_EXERCISE INSTRUCTIONS:_
Answer with one number only: the number of lines that contain "components".

_DATA BLOCK:_
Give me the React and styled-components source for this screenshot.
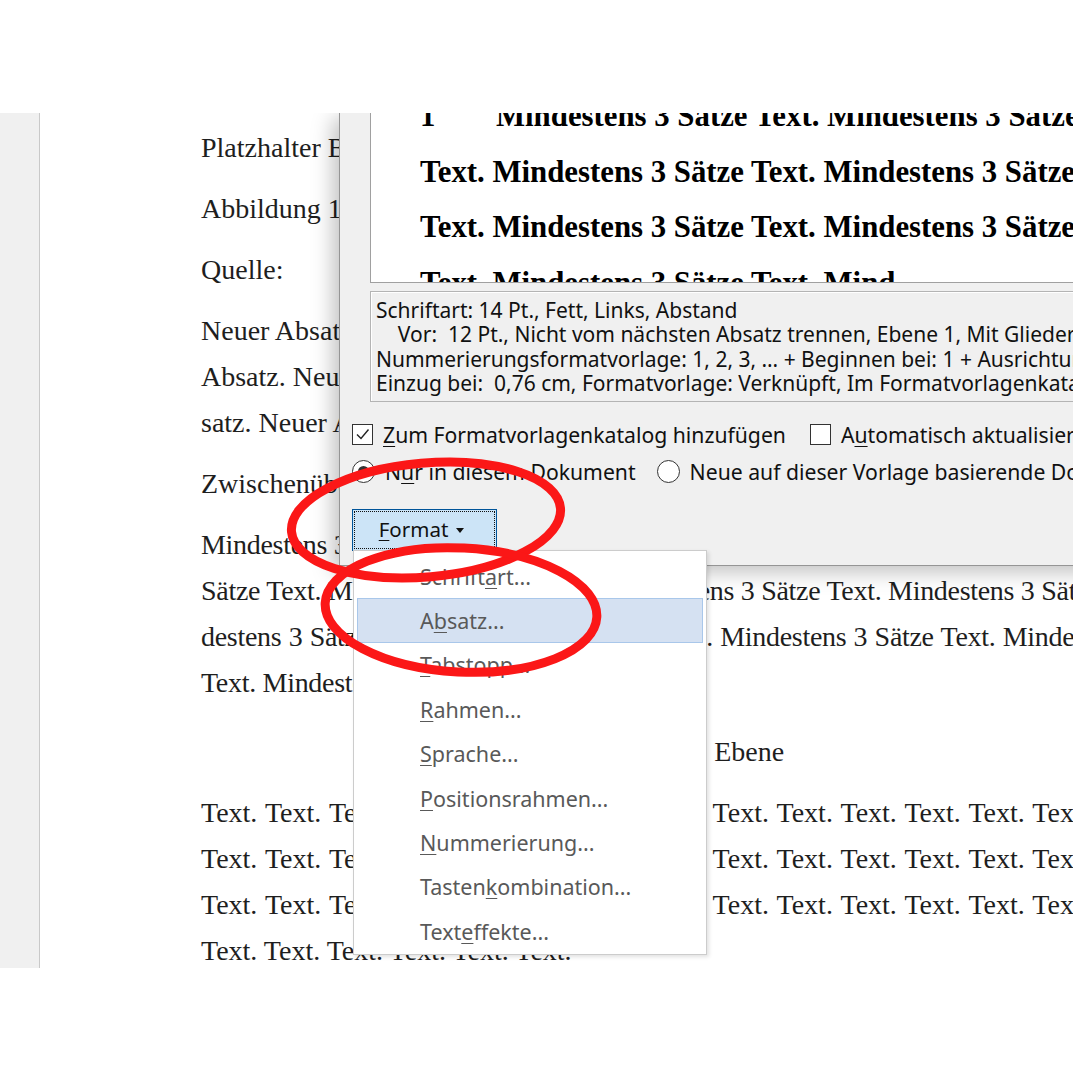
import React from "react";
import styled, { createGlobalStyle } from "styled-components";

const GlobalStyle = createGlobalStyle`
  html, body {
    margin: 0;
    padding: 0;
    background: #fff;
  }
  body {
    font-family: "Noto Sans", "Open Sans", sans-serif;
  }
`;

const Page = styled.div`
  width: 1080px;
  height: 1080px;
  padding-top: 113px;
  box-sizing: border-box;
  background: #fff;
`;

const Shot = styled.div`
  position: relative;
  width: 1073px;
  height: 855px;
  display: flex;
  overflow: hidden;
`;

const Gutter = styled.div`
  width: 39px;
  flex: none;
  background: #f0f0f0;
  border-right: 1px solid #c9c9c9;
`;

const DocPage = styled.div`
  flex: 1;
  min-width: 0;
  background: #fff;
  padding: 12px 0 0 161px;
  font-family: "Liberation Serif", "Times New Roman", serif;
  font-size: 28px;
  line-height: 46px;
  color: #1e1e1e;
  white-space: nowrap;
  overflow: hidden;
`;

const Para = styled.div`
  margin-top: ${(p) => (p.$gap === undefined ? 15 : p.$gap)}px;
  padding-left: ${(p) => p.$indent || 0}px;
  letter-spacing: ${(p) => p.$tight || 0}px;
  word-spacing: ${(p) => p.$spread || 0}px;
`;

const Line = styled.div`
  word-spacing: ${(p) => p.$spread || 0}px;
`;

/* ---------- dialog ---------- */

const Dialog = styled.div`
  position: absolute;
  left: 339px;
  top: -1px;
  width: 780px;
  height: 454px;
  box-sizing: border-box;
  background: #f0f0f0;
  border: 1px solid #959595;
  box-shadow: -6px 6px 20px rgba(0, 0, 0, 0.25);
  padding-left: 12px;
  display: flex;
  flex-direction: column;
`;

const Preview = styled.div`
  margin-left: 18px;
  height: 169px;
  flex: none;
  background: #fff;
  border-left: 1px solid #a0a0a0;
  border-bottom: 1px solid #a0a0a0;
  padding-left: 49px;
  overflow: hidden;
  font-family: "Liberation Serif", "Times New Roman", serif;
  font-weight: bold;
  font-size: 30.8px;
  line-height: 55.5px;
  color: #000;
  white-space: nowrap;
`;

const PreviewInner = styled.div`
  margin-top: -24px;
`;

const Num = styled.span`
  display: inline-block;
  width: 76px;
`;

const Description = styled.div`
  margin: 8px 0 0 18px;
  height: 111px;
  flex: none;
  box-sizing: border-box;
  border: 1px solid #b4b4b4;
  box-shadow: inset 1px 1px 0 #fff;
  padding: 6px 0 0 5px;
  font-size: 21px;
  line-height: 24.3px;
  color: #111;
  white-space: pre;
  overflow: hidden;
`;

const OptionRow = styled.div`
  display: flex;
  align-items: center;
  height: 23px;
  margin-top: ${(p) => p.$gap}px;
  font-size: 21.2px;
  color: #111;
  white-space: nowrap;
`;

const Option = styled.label`
  display: flex;
  align-items: center;
  gap: 10px;
  margin-right: ${(p) => p.$space || 0}px;
`;

const Check = styled.span`
  width: 19px;
  height: 19px;
  flex: none;
  background: #fff;
  border: 1px solid #333;
  display: flex;
  align-items: center;
  justify-content: center;
`;

const Radio = styled.span`
  width: 21px;
  height: 21px;
  flex: none;
  border-radius: 50%;
  background: #fff;
  border: 1px solid #333;
  display: flex;
  align-items: center;
  justify-content: center;
  &::after {
    content: "";
    width: 11px;
    height: 11px;
    border-radius: 50%;
    background: ${(p) => (p.$on ? "#333" : "transparent")};
  }
`;

const Key = styled.span`
  text-decoration: underline;
  text-underline-offset: 3px;
  text-decoration-thickness: 1px;
`;

const FormatButton = styled.button`
  margin-top: 26px;
  width: 145px;
  height: 42px;
  flex: none;
  box-sizing: border-box;
  background: #cce4f7;
  border: 1px solid #005499;
  outline: 1px dotted #111;
  outline-offset: -3px;
  font-family: "Noto Sans", "Open Sans", sans-serif;
  font-size: 20.5px;
  color: #111;
  display: flex;
  align-items: center;
  justify-content: center;
  gap: 8px;
  padding: 0 6px 2px 0;
`;

const Caret = styled.span`
  width: 0;
  height: 0;
  border-left: 4px solid transparent;
  border-right: 4px solid transparent;
  border-top: 5px solid #111;
  margin-top: 3px;
`;

/* ---------- dropdown ---------- */

const Menu = styled.div`
  position: absolute;
  left: 353px;
  top: 437px;
  width: 354px;
  height: 405px;
  box-sizing: border-box;
  background: #fff;
  border: 1px solid #cccccc;
  box-shadow: 2px 2px 4px rgba(0, 0, 0, 0.12);
  padding: 3px 3px 0;
  font-size: 21.5px;
  color: #595959;
`;

const MenuItem = styled.div`
  height: 44.4px;
  box-sizing: border-box;
  display: flex;
  align-items: center;
  padding-left: 62px;
  background: ${(p) => (p.$active ? "#d5e1f2" : "transparent")};
  border: 1px solid ${(p) => (p.$active ? "#a9c7ea" : "transparent")};
`;

const Marks = styled.svg`
  position: absolute;
  left: 0;
  top: 0;
  pointer-events: none;
`;

const CheckIcon = () => (
  <svg width="15" height="15" viewBox="0 0 15 15">
    <polyline points="2,7.5 6,11.5 13.5,2.5" fill="none" stroke="#222" strokeWidth="1.4" />
  </svg>
);

const menuItems = [
  ["Schrift", "a", "rt..."],
  ["A", "b", "satz..."],
  ["", "T", "abstopp..."],
  ["", "R", "ahmen..."],
  ["", "S", "prache..."],
  ["", "P", "ositionsrahmen..."],
  ["", "N", "ummerierung..."],
  ["Tasten", "k", "ombination..."],
  ["Text", "e", "ffekte..."],
];

const unit = "Mindestens 3 Sätze Text. ";
const textRun = "Text. ".repeat(16);

export default function App() {
  return (
    <Page>
      <GlobalStyle />
      <Shot>
        <Gutter />
        <DocPage>
          <Para $gap={0}>Platzhalter Bild</Para>
          <Para>Abbildung 1: Platzhalter</Para>
          <Para>Quelle:</Para>
          <Para>
            <Line>Neuer Absatz. Neuer Absatz. Neuer Absatz. Neuer Absatz.</Line>
            <Line>Absatz. Neuer Absatz. Neuer Absatz. Neuer Absatz. Neuer Ab-</Line>
            <Line>satz. Neuer Absatz.</Line>
          </Para>
          <Para>Zwischenüberschrift</Para>
          <Para $tight={-0.3}>
            <Line>{unit + unit + unit}Mindestens 3</Line>
            <Line>Sätze Text. {unit + unit + unit}</Line>
            <Line $spread={0.6}>destens 3 Sätze Text. {unit + unit + unit}</Line>
            <Line>Text. Mindestens 3 Sätze Text.</Line>
          </Para>
          <Para $gap={23} $indent={188} $spread={4}>
            Zwischenüberschrift zweite Ebene
          </Para>
          <Para>
            <Line $spread={1.1}>{textRun}</Line>
            <Line $spread={1.1}>{textRun}</Line>
            <Line $spread={1.1}>{textRun}</Line>
            <Line>Text. Text. Text. Text. Text. Text.</Line>
          </Para>
        </DocPage>

        <Dialog>
          <Preview>
            <PreviewInner>
              <div>
                <Num>1</Num>Mindestens 3 Sätze Text. Mindestens 3 Sätze Text.
              </div>
              <div>Text. Mindestens 3 Sätze Text. Mindestens 3 Sätze Text.</div>
              <div>Text. Mindestens 3 Sätze Text. Mindestens 3 Sätze Text.</div>
              <div>Text. Mindestens 3 Sätze Text. Mind</div>
            </PreviewInner>
          </Preview>
          <Description>
            {"Schriftart: 14 Pt., Fett, Links, Abstand\n"}
            {"    Vor:  12 Pt., Nicht vom nächsten Absatz trennen, Ebene 1, Mit Gliederung\n"}
            {"Nummerierungsformatvorlage: 1, 2, 3, … + Beginnen bei: 1 + Ausrichtung: Links\n"}
            {"Einzug bei:  0,76 cm, Formatvorlage: Verknüpft, Im Formatvorlagenkatalog anzeigen"}
          </Description>
          <OptionRow $gap={21}>
            <Option $space={24}>
              <Check>
                <CheckIcon />
              </Check>
              <span>
                <Key>Z</Key>um Formatvorlagenkatalog hinzufügen
              </span>
            </Option>
            <Option>
              <Check />
              <span>
                A<Key>u</Key>tomatisch aktualisieren
              </span>
            </Option>
          </OptionRow>
          <OptionRow $gap={14}>
            <Option $space={21}>
              <Radio $on />
              <span>
                N<Key>u</Key>r in diesem Dokument
              </span>
            </Option>
            <Option>
              <Radio />
              <span>Neue auf dieser Vorlage basierende Dokumente</span>
            </Option>
          </OptionRow>
          <FormatButton>
            <span>
              <Key>F</Key>ormat
            </span>
            <Caret />
          </FormatButton>
        </Dialog>

        <Menu>
          {menuItems.map(([pre, key, post], i) => (
            <MenuItem key={i} $active={i === 1}>
              <span>
                {pre}
                <Key>{key}</Key>
                {post}
              </span>
            </MenuItem>
          ))}
        </Menu>

        <Marks width="1073" height="855" viewBox="0 0 1073 855">
          <ellipse
            cx="426"
            cy="407"
            rx="135"
            ry="57"
            transform="rotate(-5 426 407)"
            fill="none"
            stroke="#fb1717"
            strokeWidth="9"
          />
          <ellipse
            cx="461"
            cy="497"
            rx="136"
            ry="62"
            transform="rotate(3 461 497)"
            fill="none"
            stroke="#fb1717"
            strokeWidth="9"
          />
        </Marks>
      </Shot>
    </Page>
  );
}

_SOLVED PROBLEM:_
2